Let’s be real, there are a lot of bad horror movies out there. Part of that is due to the fact that there are more entries in the horror genre than perhaps any other. That is the case because they can be made so quickly and so cheaply. With VOD and DVD, and streaming, there are so many options for bad, low-budget horror content. But let’s be totally honest here, bad horror makes up a ton of what we watch.
Sometimes, we go into something blind, sometimes we know how bad it’s going to be and that’s part of the fun. But things are rarely all bad. Even the most mind numbingly stupid horror features often have at least one effect, set piece, death, or character of merit.
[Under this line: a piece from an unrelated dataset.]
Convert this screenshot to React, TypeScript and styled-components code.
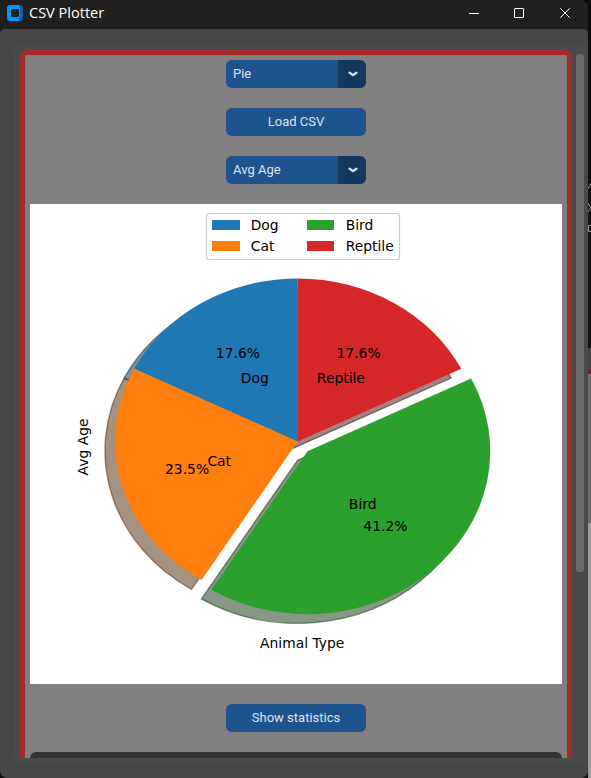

It’s memorable characters from otherwise bad films I want to focus on here, because they tend to stand out the most, especially in the sort of films we’re about to outline below. Great characters, even just weird, eccentric performances can make awful pictures totally watchable.
They can be the diamond in the often very rough world of low-budget B-horror. But that’s also how we wind up with over-the-top, quirky characters that help get us through otherwise miserable experiences.
Slick in Prom Night
Yeah, I’ll come right out and say it, the first Prom Night is not good. We’ve got great actors in there like Leslie Nielsen and Jamie Lee Curtis, but even they can’t save it from itself. The best decision Prom Night made as a franchise was ignoring the original. But the first movie at least has Slick. This guy doesn’t care what anyone thinks, he’s cruising his way through life, and he even wins the heart of a lovely young lady before his unfortunate death.
OK, I’ll be perfectly honest, I don’t actually think Witchboard is that terrible. It’s a higher-energy, and much more fun predecessor to films like Ouija. But it’s still pretty static compared to the great medium who comes in to settle the spirits halfway through. Zarabeth is quirky, offbeat, even annoying but she is a supremely memorable presence in the film. She’s easily the most memorable thing about Witchboard and even if her appearance is short-lived, she has the best death scene in the flick.
Creedence Leonore Gielgud in Troll 2
There are a couple of stand-out performances in Troll 2, believe it or not, but none that really rival the wild-eyed intensity of the movie’s antagonistic witch. Just her name alone is delightful. Somebody wrote this character, gave her those lines, and found the only person who could convincingly bring her to life.
Torgo in Manos: The Hands of Fate
Torgo is one of those once in a lifetime performances. Torgo can never be duplicated. Can never be replicated. I’m sure people 100 years from now will still be talking about Charlie Chaplin, they’ll still be talking about Anthony Perkins in Psycho and De Niro in Taxi Driver, and they’ll be talking about Torgo. Manos is never going anywhere, kids, and Torgo is the main reason why.
Vilmer in Texas Chainsaw Massacre: The Next Generation
Texas Chainsaw Massacre: The Next Generation is a bizarre, pseudo-reboot full of bad ideas in which original co-writer Kim Henkel injected his own conspiracy theories to make a version of Texas Chainsaw Massacre that would (to him) be more believable. Mind you, the original was so believable it tricked people into thinking it had actually happened and continues to do so 40 years later. Yet Next Generation is about a chainsaw-wielding family who kill teenagers to balance the scales of good and evil for an Illuminati secret society. Alas, there’s Matthew McConaughey who’s almost refreshing in his over-the-top performance as Vilmer.
Freddie in Halloween: Resurrection
Busta Rhymes’s Freddie is not the worst part of Halloween: Resurrection. I’m not saying he’s spectacular, but it’s so weird that he takes all of the blame when literally everything else in the movie is terrible. Busta Ryhmes, at the very least, looks like he’s the only one in that film that actually wanted to be there. Watching him alone in his apartment watching kung fu is the only great scene in what is by and large a total mess.
Ricky in Silent Night, Deadly Night 2
You’d think an entertaining villain would generally save a horror film, but Ricky isn’t actually in it all that much because this sequel is comprised mostly of stock footage from the original. He only really gets to go “full Ricky” in a rampage scene that’s impossible not to love.